- ¿Es, de verdad, posible que existan aún socialistas decentes que puedan llamar a gente como Koldo o Ábalos «los míos»?
Justo antes de ver su barco triturado en el paso entre Escila y Caribdis, Odiseo suplica un último consuelo, en la bella reinvención poética que de la Odisea homérica construye, en 1904, Giovanni Pascoli. Se sabe el de Ítaca a punto de morir, sabe a punto de morir a los hombres que, bajo su mando, han sido compañeros de feroz combate y de aún más feroces navegaciones. Se equivoca sólo a medias: retornará a la patria él, sí; pero, con él, ninguno de sus hombres. Y, en ese instante en el que da todo por perdido, quisiera que las sirenas que van aniquilarlo le revelen, al menos, quién es él, aquel astuto viajero que a la pregunta del cíclope nada halló para responder que no fuera el alegato austero «mi nombre es Nadie»:
Yo que tantas cosas he visto, igual que
vosotras me veis a mí. Sí,
pero todo cuanto miré en este mundo
a mí me miró y me preguntó quién soy…
¡Decidme, antes de que muera,
si hay una sola verdad, una sola,
en todo lo que he visto…!
Solo tengo un instante. ¡Os lo suplico!
¡Decidme, al menos, quién soy yo, quién fui!»
Pero nadie va a responder a Odiseo, por supuesto. Las sirenas, que él ve y a las que busca acogerse, son dos abruptas rocas que hacen inaccesible el paso en el estrecho de Mesina. «Y, entre ambas rocas, el barco se hizo trizas».
Puede que en ese último instante antes de estrellarse, haya entendido Odiseo lo esencial: lo que el silencio de los dioses le impone. Que no hay, en el yo que es ni en el que fue, identidad alguna. Que ese ser por el que está preguntando ha sido la fuente de sus desdichas. Que lo es siempre de todas las desdichas humanas: la pretensión de identidad, la fantasía de que un pronombre personal pueda dotarnos de la plenitud compacta mediante la cual ponernos a salvo del duro peso de lo real. Tal es la estúpida fantasía de convertir el mundo en un tablero de ajedrez, sobre el que juegan «los otros» contra «los míos». Decirse hoy parte de esos unos o esos otros es el modo más pusilánime de avenirse a todo. Al delito también, cuando a los míos beneficie. ¿Es de verdad tan difícil entender que nada importa lo que uno sea, ni lo que crea ser, sino lo que uno haya hecho o no hecho? ¿Es, de verdad, posible que existan aún socialistas decentes que puedan llamar a gente como Koldo o Ábalos «los míos»?

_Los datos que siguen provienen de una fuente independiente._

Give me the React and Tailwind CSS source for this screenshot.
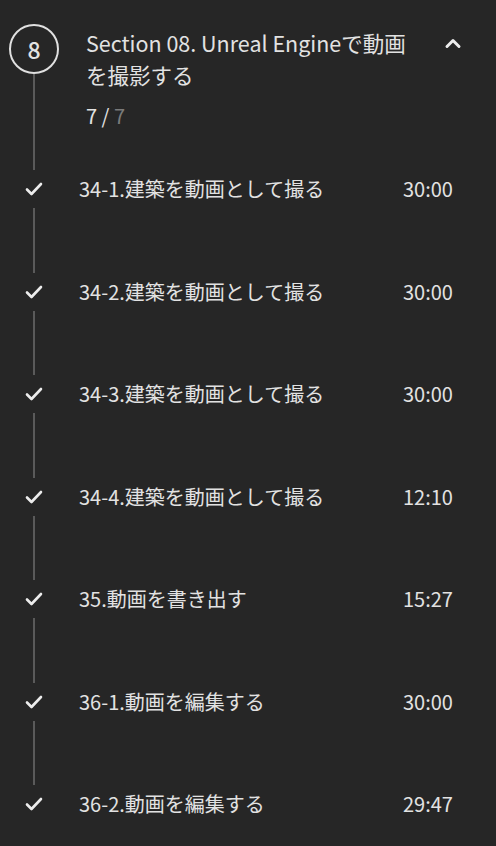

En la loca navegación que contra los farallones del deshonor ha emprendido la banda que gobierna, no es decente cotorrear sobre «míos» y «otros»: triste mascarada. Cataloguemos sólo: a un presidente bajo sospecha de corrupción familiar que los jueces investigan; a un exministro y buena parte de su equipo envueltos en las prácticas más putrefactas de la, tan rica en corrupciones, política española; a un fiscal general –«¿y quién manda en la fiscalía?»– judicialmente investigado; a una presidente del parlamento a la que la oscura trama de las mascarillas pone en jaque… De verdad, ¿alguien que guarde aún un rescoldo de decencia puede seguir haciendo jugar aquí el axioma «sí, todo eso es cierto, pero da igual, porque éstos son los míos»?
No hay «míos», no hay «otros», cuando la decencia moral más básica está en juego. La nave del Estado va directa a las rocas. Cuando contra ellas se haga trizas, nadie quedará a salvo. Todo naufragará con ella. Y todos. Los «míos» como los «otros». Ninguna identidad va a salvar a nadie de eso.